Kemudian Ibrahim al-Bajuri melanjutkan,

وأما الأول فالدعاء وإن لم يرفعه لكن الله تعالى ينزل لطفه بالداعى كما إذا قضى عليه قضاء مبرما بأن ينزل عليه صخرة فإذا دعا الله تعالى حصل له اللطف بأن تصير الصخرة متفتتة كالرمل وتنزل عليه

Adapun perihal pertama (qadha mubram), doa meskipun tidak dapat menghilangkan bala, tetapi Allah mendatangkan kelembutan-Nya untuk mereka yang berdoa.
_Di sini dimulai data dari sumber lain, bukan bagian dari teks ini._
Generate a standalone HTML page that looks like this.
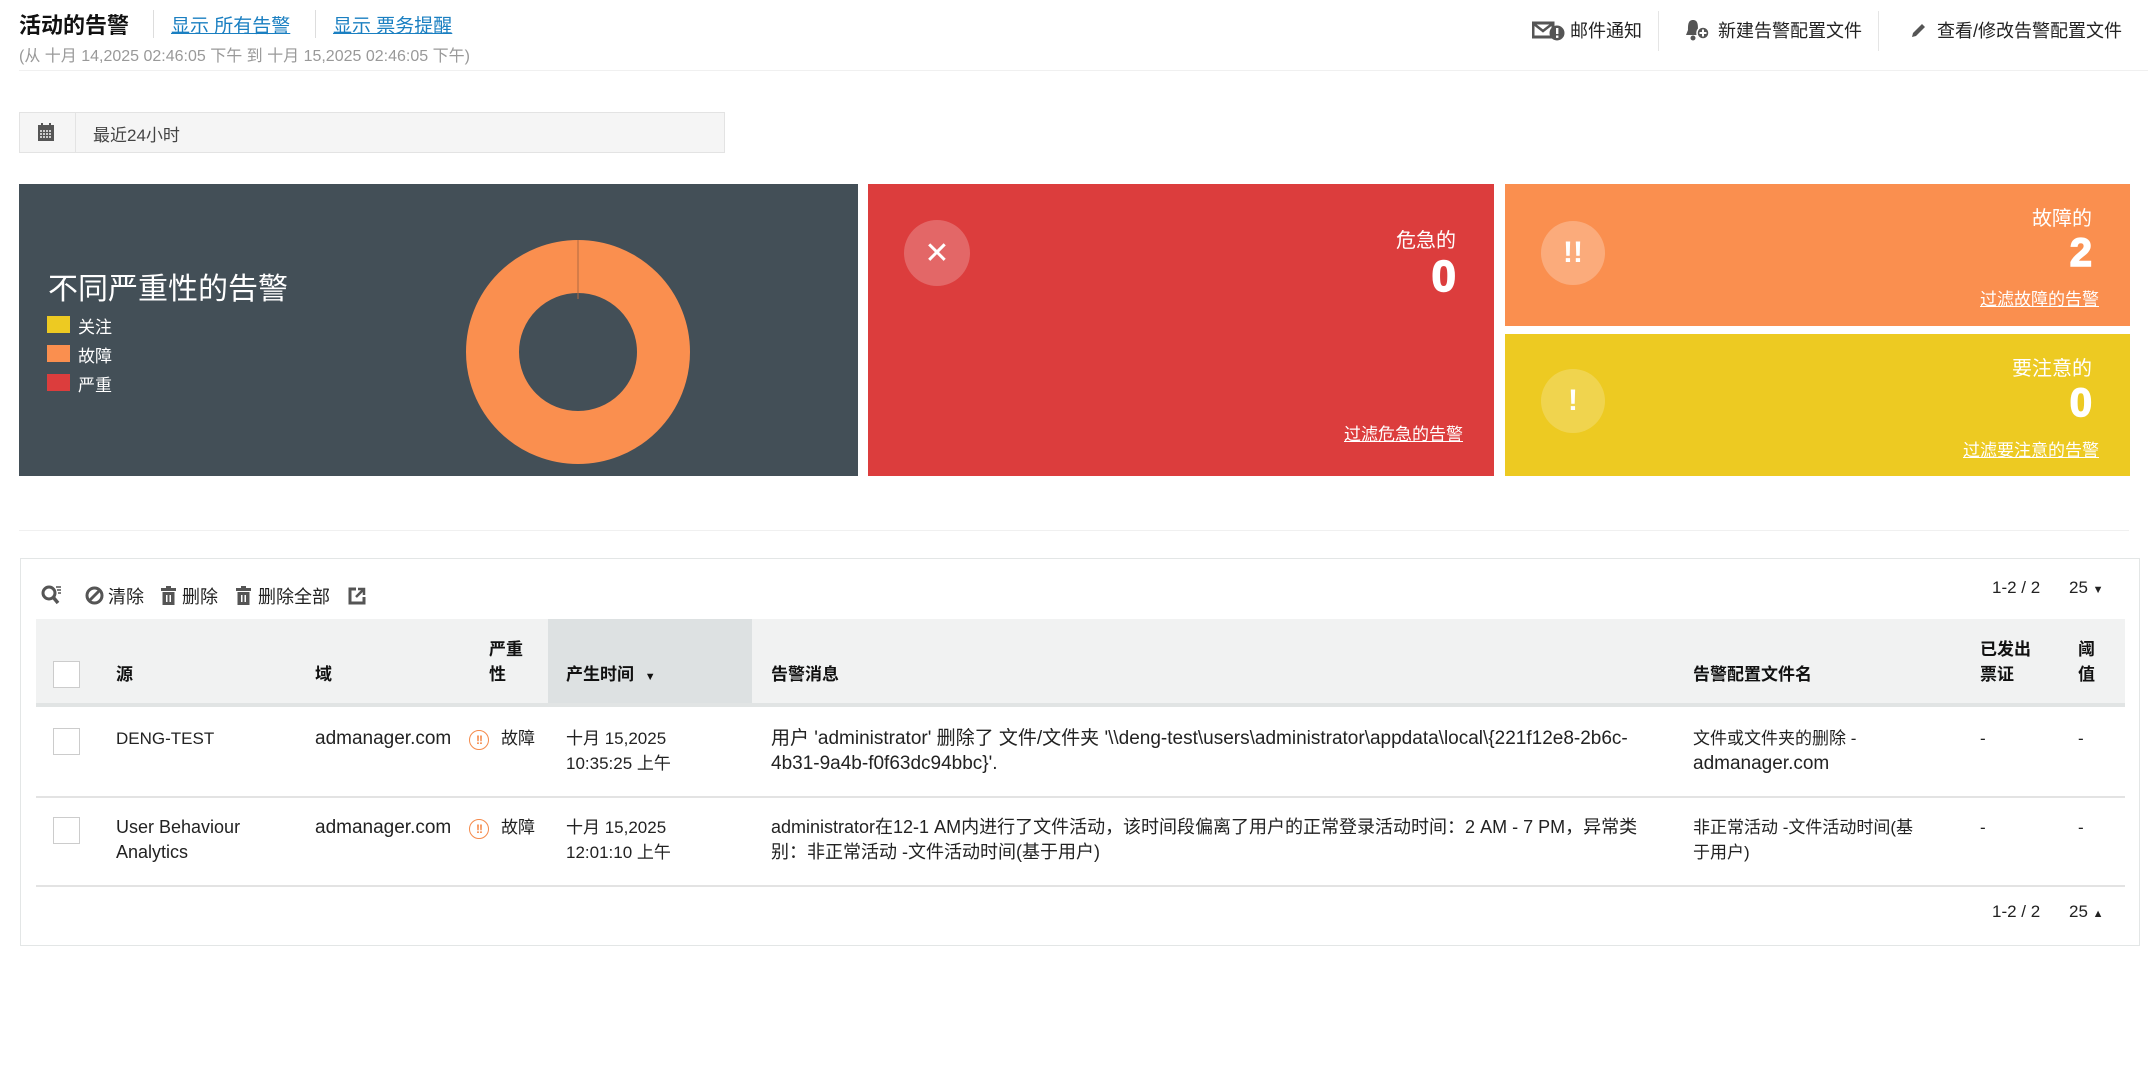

Misalnya, ketika Allah menentukan qadha mubram kepada seseorang, yaitu kecelakaan berupa tertimpa batu besar, ketika seseorang berdoa kepada Allah, maka kelembutan Allah datang kepadanya, yaitu batu besar yang jatuh menimpanya menjadi hancur berkeping sehingga dirasakan olehnya sebagai butiran pasir saja yang jatuh menimpanya. (Tuhfatul Murid ala Jauharatit Tauhid, karangan Ibrahim al-Bajuri serta ta’liqnya oleh Syeikh Ali Jum’ah : 254).

 

Diakhir tulisan ini, catatan yang sangat penting menjadi pedoman adalah, jika kita berkeyakinan bahwa manusia tidak dapat berbuat apa-apa karena semua telah ditetapkan oleh Allah, maka kita terjebak dalam aliran Jabariyah. Dan jika sampai berkeyakinan bahwa manusialah yang menciptakan perbuatannya dan Allah tidak mengetahui apa yang diperbuat manusia, maka kita terjebak pada aliran Qadariyah. Aliran yang benar dalam Islam, yakni Ahlissunah wal Jamaah, berkeyakinan bahwa Allah memang telah menetapkan ketentuan dan takdir, akan tetapi Allah memberi pertolongan kepada hamba-Nya berupa ikhtiar, berusaha dan berdoa. Semua yang terjadi dan yang akan terjadi merupakan taqdir Allah Ta’ala, termasuk sakit yang kita derita. Tetapi meminum obat juga bagian dari takdir sebagai bentuk ikhtiyar dalam penyembuhan penyakit, karena bisa saja Allah telah mentakdirkan dia untuk berobat dan bisa saja Allah telah mentakdirkan obat tersebut sebagai penyembuh sakitnya.